Hawks' Sefolosha speaks on NYPD arrest: 'An act of police brutality'

October 29, 2015

A little more than six months ago, early in the morning outside a Manhattan nightclub, Atlanta Hawks guard Thabo Sefolosha broke his leg and suffered severe ligament damage after a physical altercation with the New York Police Department. 

Sefolosha allegedly was a victim to a disturbing act, but all charges against him were recently tossed out by a New York City Court. Sefolosha is now mulling a $50 million civil suit against the NYPD for the alleged unnecessary harm they did to his body.

Sefolosha has mostly been quiet on what happened that night, until now. The 31-year-old recently spoke with GQ's Nathaniel Penn to tell his entire side of the story, and it's an absolute must read:

Somebody kicked my leg, more than once, from the back to force me to the ground. I knew something had happened as soon as they did it; I'm an athlete, so I know how my body should feel. They were stepping on my foot, too, I guess to try to keep me there. I didn't feel like there was anything I could do to calm it down. I tried to show them I was cooperating. I tried.

Sefolosha admits that he was not blameless in the incident, as he called one of the arresting officers a "midget," telling him, "You're mad." The Hawks wing reiterated previous reports that as he was leaving the scene, a homeless man approached him, and Sefolosha's decision to give the man some money ended in his arrest and injury:


I was just getting into a livery cab—one of the cops opened the door and said, "Get out of here"—when a homeless man asked me for money. I took out twenty bucks. When I made a few steps toward the guy, an officer said, "You're going to jail." Pero (Antic) tapped the officer on the shoulder and said, "Relax, he didn't do anything." Another officer pushed him in the chest and he fell. That's what the first YouTube video showed—him on the floor.

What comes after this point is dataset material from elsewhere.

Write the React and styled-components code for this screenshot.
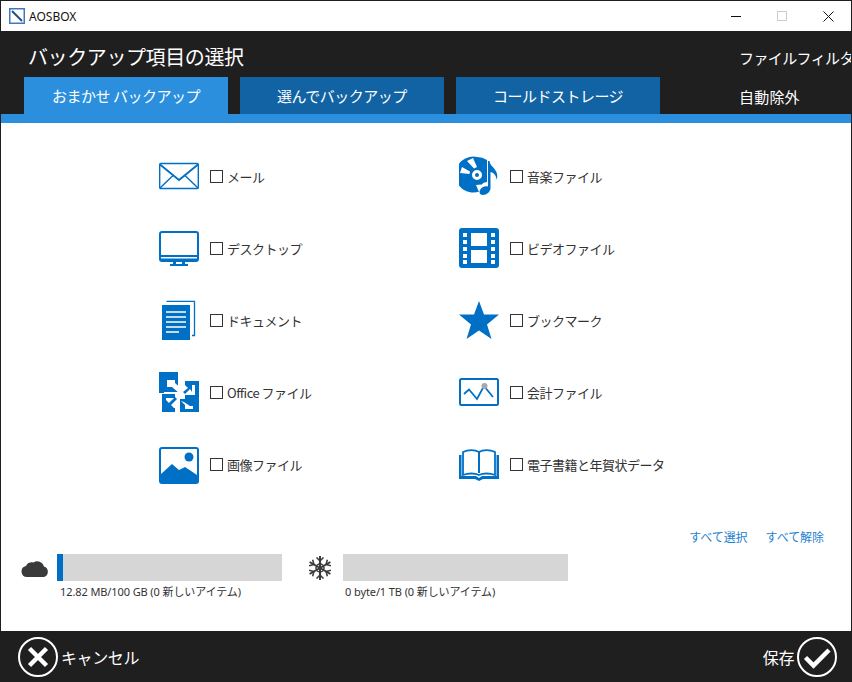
import React from 'react';
import styled, { createGlobalStyle } from 'styled-components';

const GlobalStyle = createGlobalStyle`
  html, body { margin: 0; padding: 0; background: #fff; }
  * { box-sizing: border-box; }
  body { font-family: "Noto Sans CJK JP", "Noto Sans", sans-serif; }
`;

const Win = styled.div`
  width: 852px;
  height: 682px;
  border-left: 1px solid #1f1f1f;
  border-right: 1px solid #1f1f1f;
  border-top: 1px solid #1f1f1f;
  display: flex;
  flex-direction: column;
  background: #fff;
  overflow: hidden;
`;

const TitleBar = styled.div`
  height: 30px;
  display: flex;
  align-items: center;
  padding-left: 8px;
  flex: none;
`;

const AppName = styled.span`
  font-family: "Noto Sans", sans-serif;
  font-size: 12px;
  margin-left: 4px;
  color: #111;
  flex: 1;
`;

const WinButton = styled.div`
  width: 46px;
  height: 30px;
  display: flex;
  align-items: center;
  justify-content: center;
`;

const Header = styled.div`
  height: 83px;
  flex: none;
  background: #1f1f1f;
  display: flex;
  justify-content: space-between;
`;

const HeaderLeft = styled.div`
  display: flex;
  flex-direction: column;
  padding-left: 23px;
`;

const Title = styled.div`
  height: 46px;
  padding: 12px 0 0 4px;
  color: #fff;
  font-size: 20px;
  line-height: 28px;
  letter-spacing: -0.4px;
`;

const Tabs = styled.div`
  display: flex;
  gap: 12px;
`;

const Tab = styled.div`
  width: 204px;
  height: 37px;
  display: flex;
  align-items: center;
  justify-content: center;
  color: #fff;
  font-size: 15px;
  letter-spacing: -0.5px;
  background: ${(p) => (p.$active ? '#2b8fdd' : '#1263a3')};
`;

const HeaderRight = styled.div`
  display: flex;
  flex-direction: column;
  padding: 16px 9px 0 0;
  gap: 17px;
  width: 112px;
  color: #fff;
  font-size: 15px;
  line-height: 22px;
  letter-spacing: -0.6px;
`;

const HeaderLink = styled.div`
  white-space: nowrap;
  letter-spacing: ${(p) => (p.$wide ? '0.2px' : '-0.6px')};
`;

const Strip = styled.div`
  height: 9px;
  flex: none;
  background: #2b8fdd;
`;

const Body = styled.div`
  flex: 1;
  display: flex;
  flex-direction: column;
  padding: 17px 0 0 0;
`;

const Grid = styled.div`
  display: grid;
  grid-template-columns: 300px 300px;
  grid-auto-rows: 72px;
  padding-left: 158px;
`;

const Item = styled.label`
  display: flex;
  align-items: center;
  height: 72px;
`;

const IconBox = styled.div`
  width: 40px;
  height: 40px;
  margin-right: 11px;
  flex: none;
  color: #0070c6;
`;

const Check = styled.span`
  width: 13px;
  height: 13px;
  border: 1px solid #333;
  background: #fff;
  flex: none;
  margin-right: 4px;
`;

const Label = styled.span`
  font-size: 13px;
  color: #333;
  letter-spacing: -0.5px;
  white-space: nowrap;
`;

const Links = styled.div`
  display: flex;
  justify-content: flex-end;
  gap: 18px;
  padding-right: 27px;
  margin-top: 26px;
  height: 20px;
  align-items: center;
`;

const Lnk = styled.span`
  color: #1e7fd0;
  font-size: 12px;
  letter-spacing: -0.05px;
`;

const Usage = styled.div`
  display: flex;
  margin-top: 8px;
  padding-left: 20px;
`;

const Meter = styled.div`
  display: flex;
  width: ${(p) => p.$w}px;
`;

const MeterIcon = styled.div`
  width: ${(p) => p.$w}px;
  height: 27px;
  flex: none;
  display: flex;
  align-items: center;
  color: #3a3a3a;
`;

const MeterBody = styled.div`
  width: 225px;
`;

const Bar = styled.div`
  height: 27px;
  background: #d6d6d6;
`;

const BarFill = styled.div`
  height: 100%;
  background: #0070c6;
`;

const MeterText = styled.div`
  font-family: "Noto Sans", "Noto Sans CJK JP", sans-serif;
  font-size: 11px;
  line-height: 16px;
  margin-top: 3px;
  padding-left: ${(p) => p.$pad}px;
  color: #333;
  white-space: nowrap;
  letter-spacing: -0.1px;
`;

const Footer = styled.div`
  height: 51px;
  flex: none;
  background: #1f1f1f;
  display: flex;
  align-items: center;
  justify-content: space-between;
  padding: 0 14px 0 17px;
  color: #fff;
  font-size: 16px;
`;

const FootBtn = styled.div`
  display: flex;
  align-items: center;
  gap: 3px;
  letter-spacing: -0.4px;
`;

const MailIcon = () => (
  <svg viewBox="0 0 40 40" width="40" height="40" fill="none" stroke="currentColor">
    <rect x="0.7" y="7.5" width="38.6" height="25" rx="1" strokeWidth="1.4" />
    <path d="M1 8.5 L20 24 L39 8.5" strokeWidth="1.8" />
    <path d="M1 32 L14 19.5 M39 32 L26 19.5" strokeWidth="1.4" />
  </svg>
);

const MonitorIcon = () => (
  <svg viewBox="0 0 40 40" width="40" height="40">
    <path fill="currentColor" fillRule="evenodd" d="M3 3h34a3 3 0 0 1 3 3v25a3 3 0 0 1-3 3H26v2h3v2H11v-2h3v-2H3a3 3 0 0 1-3-3V6a3 3 0 0 1 3-3Zm-1 3v21h36V6a1 1 0 0 0-1-1H3a1 1 0 0 0-1 1Zm0 23v1.500h36V29Zm15 5v2h6v-2Z" />
  </svg>
);

const DocIcon = () => (
  <svg viewBox="0 0 40 40" width="40" height="40">
    <path fill="none" stroke="currentColor" strokeWidth="1.3" d="M7.500 1.300H35.500V35.500H33" />
    <rect x="3" y="5" width="28" height="35" fill="currentColor" />
    <path stroke="#fff" strokeWidth="1.6" d="M7 12H27M7 17H27M7 22H27M7 27H27M7 32H20" />
  </svg>
);

const OfficeIcon = () => (
  <svg viewBox="0 0 40 40" width="40" height="40">
    <path fill="currentColor" fillRule="evenodd" d="M0 0H19V5H5V21H0Z" />
    <rect x="5" y="5" width="14" height="15" fill="currentColor" />
    <path fill="#fff" d="M8 8H16V11L24 18L20 21L13 15H8Z" />
    <path fill="currentColor" d="M24 10H40V26H32V22H24Z" opacity="0" />
    <path fill="currentColor" fillRule="evenodd" d="M26 9H40V27H26V23H36V13H26Z" />
    <path fill="currentColor" d="M36 13H26L29 16L24 20L26 22L31 17L33 20V13Z" />
    <path fill="currentColor" fillRule="evenodd" d="M3 22H16V26H7V36H16V40H3Z" />
    <path fill="currentColor" d="M7 36H15L12 33L18 27L16 25L10 31L7 28Z" />
    <rect x="21" y="27" width="19" height="13" fill="currentColor" />
    <path fill="#fff" d="M25 30L31 34H34V37H26V33L22 29Z" />
  </svg>
);

const ImageIcon = () => (
  <svg viewBox="0 0 40 40" width="40" height="40">
    <path fill="currentColor" fillRule="evenodd" d="M3 3H37a3 3 0 0 1 3 3V37a3 3 0 0 1-3 3H3a3 3 0 0 1-3-3V6a3 3 0 0 1 3-3Zm-1 27 11-10 7 6 6-3 12 8V6a1 1 0 0 0-1-1H3a1 1 0 0 0-1 1Z" />
    <circle cx="30" cy="13" r="4.500" fill="currentColor" />
  </svg>
);

const MusicIcon = () => (
  <svg viewBox="0 0 40 40" width="40" height="40">
    <path fill="currentColor" fillRule="evenodd" d="M18 1a18 18 0 0 1 10 3V26a8 8 0 0 0-7.500 9.500A18 18 0 1 1 18 1Zm0 13a5 5 0 1 0 0 10 5 5 0 0 0 0-10Z" />
    <path fill="#fff" d="M14 2 18 11 15 12.500 8 5ZM22 28.500 25 33 20 36 17 29Z" />
    <path fill="#fff" d="M3 11 11 15.500 10.500 18 1 17Z" />
    <path fill="currentColor" fillRule="evenodd" d="M29 5h1.500c.5 4 3 5 5 8 3 4 3.500 7 2 11 0-3-1.500-7-6-8V32c0 4-4 7-7.500 7s-4-3-3-5c1.500-3 5-4.500 8-3.500Z" />
    <circle cx="18" cy="19" r="2" fill="currentColor" />
  </svg>
);

const FilmIcon = () => (
  <svg viewBox="0 0 40 40" width="40" height="40">
    <path fill="currentColor" fillRule="evenodd" d="M3 0H37a3 3 0 0 1 3 3V37a3 3 0 0 1-3 3H3a3 3 0 0 1-3-3V3a3 3 0 0 1 3-3ZM12 5V18H28V5ZM12 22V35H28V22ZM4 5V9H8V5ZM4 12V16H8V12ZM4 19V23H8V19ZM4 26V30H8V26ZM4 32V36H8V32ZM32 5V9H36V5ZM32 12V16H36V12ZM32 19V23H36V19ZM32 26V30H36V26ZM32 32V36H36V32Z" />
  </svg>
);

const StarIcon = () => (
  <svg viewBox="0 0 40 40" width="40" height="40">
    <path fill="currentColor" d="M20 1 25 14.500H40L28 24.500 32.500 39 20 30.500 7.500 39 12 24.500 0 14.500H15Z" />
  </svg>
);

const ChartIcon = () => (
  <svg viewBox="0 0 40 40" width="40" height="40">
    <rect x="1" y="7" width="38" height="26" rx="1.500" fill="none" stroke="currentColor" strokeWidth="2" />
    <path d="M5 22 10 17.500 18 27 25 14 34 25" fill="none" stroke="currentColor" strokeWidth="1.800" />
    <circle cx="25.500" cy="14" r="3" fill="#a8a8a8" />
  </svg>
);

const BookIcon = () => (
  <svg viewBox="0 0 40 40" width="40" height="40">
    <path fill="none" stroke="currentColor" strokeWidth="1.800" d="M4 8C9 5.500 16 5.500 20 8C24 5.500 31 5.500 36 8V31C31 29 24 29 20 31C16 29 9 29 4 31Z" />
    <path stroke="currentColor" strokeWidth="2" d="M20 8V29" />
    <path fill="currentColor" d="M0 11H2.500V32H17L20 34 23 32H37.500V11H40V35H24L20 37 16 35H0Z" />
  </svg>
);

const CloudIcon = () => (
  <svg viewBox="0 0 28 18" width="28" height="18">
    <path fill="currentColor" d="M6 18a5.500 5.500 0 0 1-1-10.900A6 6 0 0 1 12.500 3.500 7 7 0 0 1 23 7.500 5.500 5.500 0 0 1 23 18Z" />
  </svg>
);

const SnowIcon = () => (
  <svg viewBox="0 0 26 26" width="26" height="26" fill="none" stroke="currentColor" strokeWidth="2">
    {[0, 60, 120].map((a) => (
      <g key={a} transform={`rotate(${a} 13 13)`}>
        <path d="M13 1V25" />
        <path d="M9.500 2.500 13 6 16.500 2.500M9.500 23.500 13 20 16.500 23.500" strokeWidth="1.500" />
      </g>
    ))}
    <circle cx="13" cy="13" r="4" strokeWidth="1.500" />
  </svg>
);

const Cancel = () => (
  <svg viewBox="0 0 40 40" width="40" height="40" fill="none" stroke="#fff">
    <circle cx="20" cy="20" r="19" strokeWidth="2" />
    <path d="M11.500 11.500 28.500 28.500M28.500 11.500 11.500 28.500" strokeWidth="4.500" />
  </svg>
);

const Save = () => (
  <svg viewBox="0 0 40 40" width="40" height="40" fill="none" stroke="#fff">
    <circle cx="20" cy="20" r="19" strokeWidth="2" />
    <path d="M8.500 20.500 16.500 28.500 32 13" strokeWidth="4.500" />
  </svg>
);

const items = [
  ['メール', MailIcon],
  ['音楽ファイル', MusicIcon],
  ['デスクトップ', MonitorIcon],
  ['ビデオファイル', FilmIcon],
  ['ドキュメント', DocIcon],
  ['ブックマーク', StarIcon],
  ['Office ファイル', OfficeIcon],
  ['会計ファイル', ChartIcon],
  ['画像ファイル', ImageIcon],
  ['電子書籍と年賀状データ', BookIcon],
];

export default function App() {
  return (
    <Win>
      <GlobalStyle />
      <TitleBar>
        <svg width="16" height="16" viewBox="0 0 16 16">
          <rect x="0.750" y="0.750" width="14.500" height="14.500" fill="#fff" stroke="#3f78bd" strokeWidth="1.500" />
          <path d="M3 3 13 13" stroke="#1f4e85" strokeWidth="2" />
        </svg>
        <AppName>AOSBOX</AppName>
        <WinButton>
          <svg width="11" height="11"><path d="M0 5.500H10" stroke="#111" /></svg>
        </WinButton>
        <WinButton>
          <svg width="11" height="11"><rect x="0.500" y="0.500" width="9" height="9" fill="none" stroke="#ccc" /></svg>
        </WinButton>
        <WinButton>
          <svg width="11" height="11"><path d="M0.500 0.500 10.500 10.500M10.500 0.500 0.500 10.500" stroke="#111" /></svg>
        </WinButton>
      </TitleBar>
      <Header>
        <HeaderLeft>
          <Title>バックアップ項目の選択</Title>
          <Tabs>
            <Tab $active>おまかせ バックアップ</Tab>
            <Tab>選んでバックアップ</Tab>
            <Tab>コールドストレージ</Tab>
          </Tabs>
        </HeaderLeft>
        <HeaderRight>
          <HeaderLink>ファイルフィルター</HeaderLink>
          <HeaderLink $wide>自動除外</HeaderLink>
        </HeaderRight>
      </Header>
      <Strip />
      <Body>
        <Grid>
          {items.map(([text, Icon]) => (
            <Item key={text}>
              <IconBox><Icon /></IconBox>
              <Check />
              <Label>{text}</Label>
            </Item>
          ))}
        </Grid>
        <Links>
          <Lnk>すべて選択</Lnk>
          <Lnk>すべて解除</Lnk>
        </Links>
        <Usage>
          <Meter $w={286}>
            <MeterIcon $w={36}><CloudIcon /></MeterIcon>
            <MeterBody>
              <Bar><BarFill style={{ width: 6 }} /></Bar>
              <MeterText $pad={3}>12.82 MB/100 GB (0 新しいアイテム)</MeterText>
            </MeterBody>
          </Meter>
          <Meter $w={261}>
            <MeterIcon $w={36}><SnowIcon /></MeterIcon>
            <MeterBody>
              <Bar />
              <MeterText $pad={2}>0 byte/1 TB (0 新しいアイテム)</MeterText>
            </MeterBody>
          </Meter>
        </Usage>
      </Body>
      <Footer>
        <FootBtn><Cancel />キャンセル</FootBtn>
        <FootBtn>保存<Save /></FootBtn>
      </Footer>
    </Win>
  );
}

Sefolosha details his recovery and offered insight into the plea deal offered as he faced criminal charges: One day of community service, with the charges to be dismissed after six months. Sefolosha, of course, did not take the deal, facing and defeating the charges of obstruction of governmental administration, disorderly conduct and resisting arrest in court.

In the end, Sefolosha did not mince words, calling the arrest an "act of police brutality":

It was an act of police brutality, and I believe it could happen to anyone. Now I'm a lot more aware of everything that goes on. I've been, I don't want to say disillusioned, but brought back to earth in a harsh way.

Sefolosha played 19 minutes in Atlanta's home opener on Tuesday night. He logged two points, seven rebounds, three assists and four steals.